SET EXERCISE.
In the material below, identify each line bearing the word "TypeScript". Reproduce those lines.

A run of records

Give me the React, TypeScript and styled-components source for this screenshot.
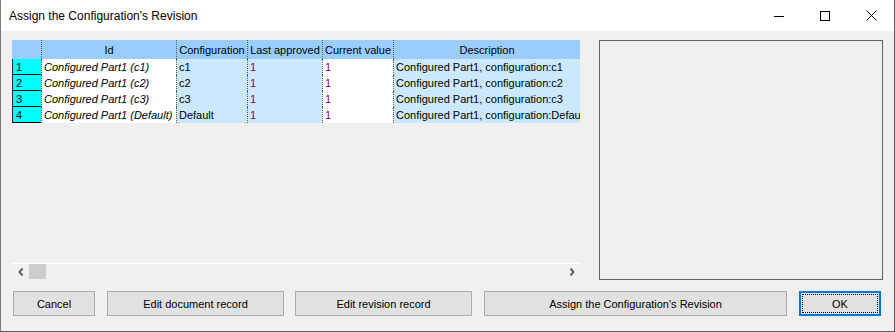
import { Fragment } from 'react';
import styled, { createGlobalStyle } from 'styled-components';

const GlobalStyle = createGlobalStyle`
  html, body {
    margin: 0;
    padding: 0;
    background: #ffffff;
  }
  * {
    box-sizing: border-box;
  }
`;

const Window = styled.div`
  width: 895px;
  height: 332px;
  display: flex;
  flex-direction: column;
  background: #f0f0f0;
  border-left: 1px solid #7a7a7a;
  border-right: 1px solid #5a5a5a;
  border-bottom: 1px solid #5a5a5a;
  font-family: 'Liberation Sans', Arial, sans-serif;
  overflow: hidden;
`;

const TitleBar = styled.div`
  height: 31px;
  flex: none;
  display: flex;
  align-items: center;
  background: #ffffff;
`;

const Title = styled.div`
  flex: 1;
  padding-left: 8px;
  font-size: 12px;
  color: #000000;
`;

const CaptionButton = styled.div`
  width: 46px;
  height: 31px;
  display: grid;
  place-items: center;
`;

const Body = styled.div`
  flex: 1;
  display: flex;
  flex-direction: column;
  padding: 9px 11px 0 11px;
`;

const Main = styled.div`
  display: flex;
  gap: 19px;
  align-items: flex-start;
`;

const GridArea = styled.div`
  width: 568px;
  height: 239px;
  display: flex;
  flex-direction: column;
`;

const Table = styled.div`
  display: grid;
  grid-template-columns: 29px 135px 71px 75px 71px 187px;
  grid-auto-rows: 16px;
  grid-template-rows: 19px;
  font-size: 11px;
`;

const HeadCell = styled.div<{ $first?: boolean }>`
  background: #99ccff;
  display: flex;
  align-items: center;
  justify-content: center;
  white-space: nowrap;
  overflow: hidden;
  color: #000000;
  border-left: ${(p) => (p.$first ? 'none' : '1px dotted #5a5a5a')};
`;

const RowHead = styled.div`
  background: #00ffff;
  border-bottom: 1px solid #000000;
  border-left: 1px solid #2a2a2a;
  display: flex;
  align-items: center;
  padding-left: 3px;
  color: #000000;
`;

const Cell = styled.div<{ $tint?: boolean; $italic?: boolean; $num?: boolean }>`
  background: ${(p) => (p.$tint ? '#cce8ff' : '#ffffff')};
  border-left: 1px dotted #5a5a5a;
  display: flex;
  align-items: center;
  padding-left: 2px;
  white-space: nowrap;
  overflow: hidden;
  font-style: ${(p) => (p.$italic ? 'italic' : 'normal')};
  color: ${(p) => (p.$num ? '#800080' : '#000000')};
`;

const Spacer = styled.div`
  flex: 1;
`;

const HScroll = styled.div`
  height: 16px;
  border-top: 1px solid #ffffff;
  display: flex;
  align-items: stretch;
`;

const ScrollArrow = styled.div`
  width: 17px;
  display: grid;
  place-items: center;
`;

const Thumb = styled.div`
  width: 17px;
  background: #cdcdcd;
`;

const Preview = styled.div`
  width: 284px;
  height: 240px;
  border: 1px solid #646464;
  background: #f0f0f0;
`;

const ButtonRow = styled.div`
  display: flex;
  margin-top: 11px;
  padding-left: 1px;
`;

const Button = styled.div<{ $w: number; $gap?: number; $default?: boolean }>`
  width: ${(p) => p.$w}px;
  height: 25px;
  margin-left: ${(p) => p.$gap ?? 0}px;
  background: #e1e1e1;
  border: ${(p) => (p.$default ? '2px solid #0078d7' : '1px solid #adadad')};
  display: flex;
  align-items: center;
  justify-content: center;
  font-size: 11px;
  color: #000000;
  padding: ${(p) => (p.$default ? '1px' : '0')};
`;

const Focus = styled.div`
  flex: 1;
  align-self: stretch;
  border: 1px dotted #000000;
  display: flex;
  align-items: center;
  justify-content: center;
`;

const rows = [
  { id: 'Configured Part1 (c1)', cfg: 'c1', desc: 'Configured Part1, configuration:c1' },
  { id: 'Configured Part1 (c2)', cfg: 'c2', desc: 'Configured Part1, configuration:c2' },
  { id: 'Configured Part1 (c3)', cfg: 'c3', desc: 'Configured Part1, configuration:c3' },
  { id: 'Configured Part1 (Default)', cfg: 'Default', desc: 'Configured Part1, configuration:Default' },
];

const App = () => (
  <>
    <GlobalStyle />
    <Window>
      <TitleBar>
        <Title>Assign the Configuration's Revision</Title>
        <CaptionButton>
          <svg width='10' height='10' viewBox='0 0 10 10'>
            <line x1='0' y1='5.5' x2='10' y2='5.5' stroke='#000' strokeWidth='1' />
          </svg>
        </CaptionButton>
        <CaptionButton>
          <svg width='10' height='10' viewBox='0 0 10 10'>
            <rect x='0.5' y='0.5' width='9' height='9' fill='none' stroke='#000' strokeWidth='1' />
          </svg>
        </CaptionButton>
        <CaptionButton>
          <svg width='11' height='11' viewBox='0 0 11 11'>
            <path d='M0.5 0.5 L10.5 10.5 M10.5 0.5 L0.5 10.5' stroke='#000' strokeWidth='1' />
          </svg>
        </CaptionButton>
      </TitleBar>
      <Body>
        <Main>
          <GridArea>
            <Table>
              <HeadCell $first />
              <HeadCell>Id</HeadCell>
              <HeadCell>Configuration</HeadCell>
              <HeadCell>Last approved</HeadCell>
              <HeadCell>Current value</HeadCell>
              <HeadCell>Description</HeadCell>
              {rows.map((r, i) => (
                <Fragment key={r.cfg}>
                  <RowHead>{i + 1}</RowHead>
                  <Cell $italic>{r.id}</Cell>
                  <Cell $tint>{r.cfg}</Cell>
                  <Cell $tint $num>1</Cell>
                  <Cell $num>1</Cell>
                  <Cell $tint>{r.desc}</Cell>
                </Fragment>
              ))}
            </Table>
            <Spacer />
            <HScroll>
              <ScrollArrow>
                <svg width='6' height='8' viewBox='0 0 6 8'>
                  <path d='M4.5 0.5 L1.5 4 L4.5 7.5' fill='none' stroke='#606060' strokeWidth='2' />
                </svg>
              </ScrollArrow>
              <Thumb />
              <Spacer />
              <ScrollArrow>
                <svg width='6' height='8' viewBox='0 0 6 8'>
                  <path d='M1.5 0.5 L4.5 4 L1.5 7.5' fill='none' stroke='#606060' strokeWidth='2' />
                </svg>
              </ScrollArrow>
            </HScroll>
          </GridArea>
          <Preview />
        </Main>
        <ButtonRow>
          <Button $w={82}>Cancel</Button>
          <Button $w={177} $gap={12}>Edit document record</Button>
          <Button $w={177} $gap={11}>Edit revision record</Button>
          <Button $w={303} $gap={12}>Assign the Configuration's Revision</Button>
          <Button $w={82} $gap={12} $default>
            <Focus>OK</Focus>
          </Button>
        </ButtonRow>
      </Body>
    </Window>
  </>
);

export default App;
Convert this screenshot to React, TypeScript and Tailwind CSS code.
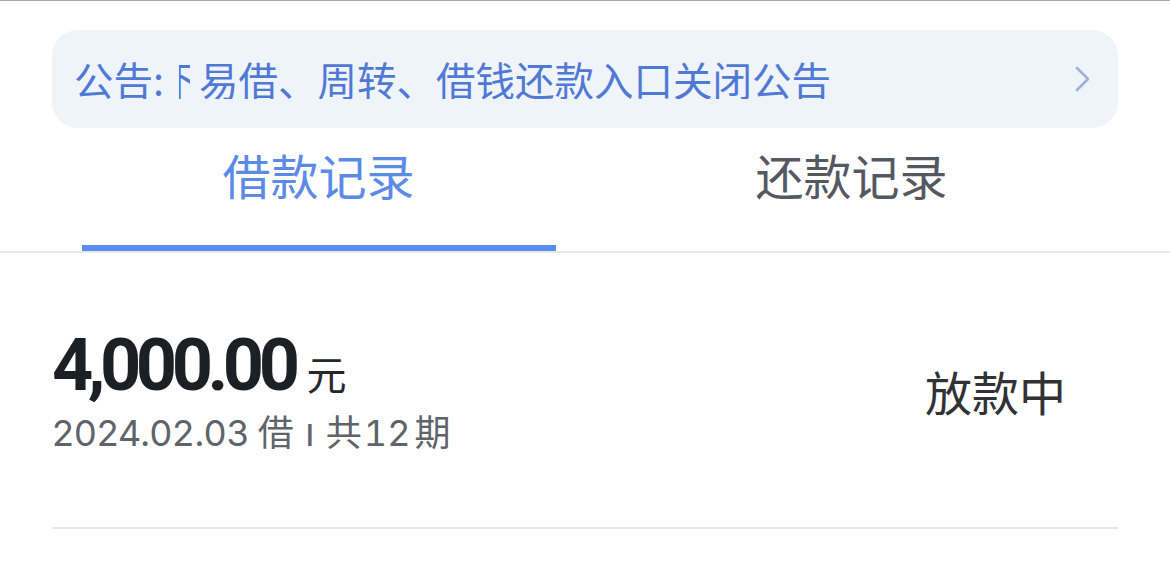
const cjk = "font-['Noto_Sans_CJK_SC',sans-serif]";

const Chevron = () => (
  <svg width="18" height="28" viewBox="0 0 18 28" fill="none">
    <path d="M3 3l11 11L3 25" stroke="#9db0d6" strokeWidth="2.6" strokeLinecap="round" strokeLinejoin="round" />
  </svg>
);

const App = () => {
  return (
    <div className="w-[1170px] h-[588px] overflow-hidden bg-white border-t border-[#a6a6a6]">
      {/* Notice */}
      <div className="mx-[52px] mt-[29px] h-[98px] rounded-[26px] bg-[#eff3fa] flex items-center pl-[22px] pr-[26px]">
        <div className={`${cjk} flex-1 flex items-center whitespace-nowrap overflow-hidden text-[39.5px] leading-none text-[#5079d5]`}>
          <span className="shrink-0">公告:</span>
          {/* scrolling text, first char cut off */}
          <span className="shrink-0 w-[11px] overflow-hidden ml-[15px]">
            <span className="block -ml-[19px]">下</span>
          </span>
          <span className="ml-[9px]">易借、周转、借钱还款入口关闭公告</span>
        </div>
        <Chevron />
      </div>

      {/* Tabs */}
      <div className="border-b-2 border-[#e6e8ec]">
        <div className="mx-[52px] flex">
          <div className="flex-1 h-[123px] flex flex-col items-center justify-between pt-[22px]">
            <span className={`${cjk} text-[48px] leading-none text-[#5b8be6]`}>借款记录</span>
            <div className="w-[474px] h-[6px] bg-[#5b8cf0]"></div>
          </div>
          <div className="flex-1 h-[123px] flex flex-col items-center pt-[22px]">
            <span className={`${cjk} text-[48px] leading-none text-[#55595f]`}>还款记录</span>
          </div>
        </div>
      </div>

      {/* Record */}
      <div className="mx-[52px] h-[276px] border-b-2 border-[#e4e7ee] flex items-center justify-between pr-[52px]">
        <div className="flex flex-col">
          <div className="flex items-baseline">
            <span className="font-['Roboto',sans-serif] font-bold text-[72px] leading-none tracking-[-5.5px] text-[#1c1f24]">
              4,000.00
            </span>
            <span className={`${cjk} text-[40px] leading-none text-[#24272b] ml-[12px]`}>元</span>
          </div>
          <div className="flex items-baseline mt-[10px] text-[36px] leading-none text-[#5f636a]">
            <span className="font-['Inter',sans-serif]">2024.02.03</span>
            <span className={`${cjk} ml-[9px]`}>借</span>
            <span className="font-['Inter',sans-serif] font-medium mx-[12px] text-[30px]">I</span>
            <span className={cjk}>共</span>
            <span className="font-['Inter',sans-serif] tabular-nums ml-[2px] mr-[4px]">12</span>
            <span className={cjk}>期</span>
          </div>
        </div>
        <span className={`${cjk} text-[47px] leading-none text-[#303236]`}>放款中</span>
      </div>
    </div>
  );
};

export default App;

WRITTEN REPLY.
Give me the React, TypeScript and styled-components source for this screenshot.
Convert this screenshot to React, TypeScript and Tailwind CSS code.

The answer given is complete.